Some students have access to technology from a young age, but others do not. The school you teach at could possibly contribute to the access your students will have to technology. For example, in a low income school or urban poor area, more students do not have knowledge concerning technology. It is unfair for an educator to require the use of technology at home when some students may not have access to any. Now a days teachers are integrating more homework assignments that involve a computer or internet access, but in reality, not all students can access these means. There will always be some students who have limited access or exposure to technology. A teacher should therefore strive to create a learning environment for all socioeconomic backgrounds and learners.
Besides socioeconomic status, students also have various amounts of exposure to technology. Some are more comfortable with using technology and understand different tools that are available, but some have not had this experience. Today, younger children seem to be exposed to technology more than ever before. Therefore, we should continue to add to their knowledge of technology, but we should also make sure other classmates have exposure in the classroom to technology, especially if this exposure lacks at home.
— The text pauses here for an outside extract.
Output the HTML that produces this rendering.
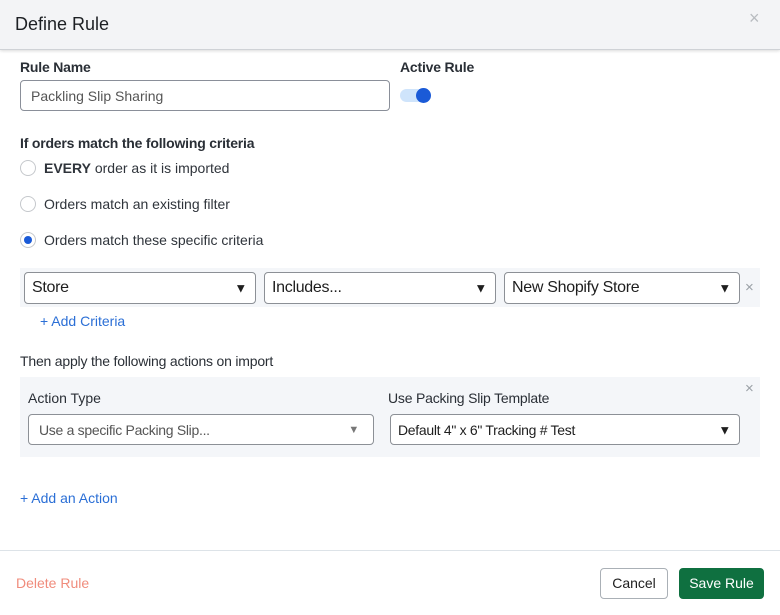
<!DOCTYPE html>
<html><head><style>
*{box-sizing:border-box;margin:0;padding:0}
body{width:780px;height:615px;background:#fff;font-family:"Liberation Sans",sans-serif;color:#222;position:relative;overflow:hidden}
.a{position:absolute;white-space:nowrap}
.hdr{left:0;top:0;width:780px;height:50px;background:#f3f4f6;border-bottom:1px solid #cfd2d6;box-shadow:0 1px 3px rgba(0,0,0,.15)}
.lbl{font-size:14px;font-weight:bold;color:#2a2f36;letter-spacing:-0.2px}
.sel{background:#fff;border:1px solid #8c9096;border-radius:4px;font-size:16px;color:#1e1e1e;padding-left:7px;display:flex;align-items:center;letter-spacing:-0.3px}
.car{position:absolute;right:8px;top:50%;transform:translateY(-50%);font-size:13px}
.radio{width:16px;height:16px;border:1px solid #c5c8cc;border-radius:50%;background:#fff}
.rt{font-size:14px;color:#2f343b}
.blue{color:#2b6fd6;font-size:14px}
.x{color:#9aa0a6;font-size:15px}
</style></head><body>
<div class="a hdr"></div>
<div class="a" style="left:15px;top:14px;font-size:18px;color:#1d2024">Define Rule</div>
<div class="a" style="left:749px;top:8px;font-size:18px;color:#b8bcc0">×</div>

<div class="a lbl" style="left:20px;top:59px">Rule Name</div>
<div class="a" style="left:20px;top:80px;width:370px;height:31px;border:1px solid #8a8f99;border-radius:4px;font-size:14px;color:#555;padding:7px 0 0 10px">Packling Slip Sharing</div>
<div class="a lbl" style="left:400px;top:59px">Active Rule</div>
<div class="a" style="left:400px;top:89px;width:30px;height:13px;border-radius:7px;background:#cfe4fb"></div>
<div class="a" style="left:416px;top:88px;width:15px;height:15px;border-radius:50%;background:#1a5ad7"></div>

<div class="a lbl" style="left:20px;top:135px">If orders match the following criteria</div>
<div class="a radio" style="left:20px;top:160px"></div>
<div class="a rt" style="left:44px;top:160px"><b>EVERY</b> order as it is imported</div>
<div class="a radio" style="left:20px;top:196px"></div>
<div class="a rt" style="left:44px;top:196px">Orders match an existing filter</div>
<div class="a radio" style="left:20px;top:232px"></div>
<div class="a" style="left:24px;top:236px;width:8px;height:8px;border-radius:50%;background:#1a5ad7"></div>
<div class="a rt" style="left:44px;top:232px">Orders match these specific criteria</div>

<div class="a" style="left:20px;top:268px;width:740px;height:39px;background:#f4f6f9"></div>
<div class="a sel" style="left:24px;top:272px;width:232px;height:32px">Store<span class="car">▼</span></div>
<div class="a sel" style="left:264px;top:272px;width:232px;height:32px">Includes...<span class="car">▼</span></div>
<div class="a sel" style="left:504px;top:272px;width:236px;height:32px">New Shopify Store<span class="car">▼</span></div>
<div class="a x" style="left:745px;top:279px">×</div>
<div class="a blue" style="left:40px;top:313px">+ Add Criteria</div>

<div class="a" style="left:20px;top:353px;font-size:14px;color:#2a2f36;letter-spacing:-0.2px">Then apply the following actions on import</div>
<div class="a" style="left:20px;top:377px;width:740px;height:80px;background:#f4f6f9"></div>
<div class="a" style="left:28px;top:390px;font-size:14px;color:#2a2f36">Action Type</div>
<div class="a" style="left:388px;top:390px;font-size:14px;color:#2a2f36;letter-spacing:-0.2px">Use Packing Slip Template</div>
<div class="a x" style="left:745px;top:380px">×</div>
<div class="a sel" style="left:28px;top:414px;width:346px;height:31px;font-size:14px;color:#555;padding-left:10px">Use a specific Packing Slip...<span class="car" style="color:#777;right:14px;font-size:11px">▼</span></div>
<div class="a sel" style="left:390px;top:414px;width:350px;height:31px;font-size:14px">Default 4" x 6" Tracking # Test<span class="car">▼</span></div>

<div class="a blue" style="left:20px;top:490px">+ Add an Action</div>

<div class="a" style="left:0;top:550px;width:780px;height:1px;background:#dde3e8"></div>
<div class="a" style="left:16px;top:575px;font-size:14px;color:#f08c7c">Delete Rule</div>
<div class="a" style="left:600px;top:568px;width:68px;height:31px;border:1px solid #aab0b6;border-radius:4px;font-size:14px;color:#1e1e1e;text-align:center;line-height:29px">Cancel</div>
<div class="a" style="left:679px;top:568px;width:85px;height:31px;background:#0f7040;border-radius:4px;font-size:14px;color:#fff;text-align:center;line-height:31px">Save Rule</div>
</body></html>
How do we address these issues? We do not simply need to eradicate the use of technology if some of our classroom does not have the resources at home, but rather, we should use class time to expose all of our students to new forms of technology. This could include an hour in the computer lab to work on a paper or simply introducing different modes of technology to our students. This time could allow for questions that otherwise could not be answered at home. Technology should be used within the classroom, especially in such advancing times, in order to educate and expose students to new information.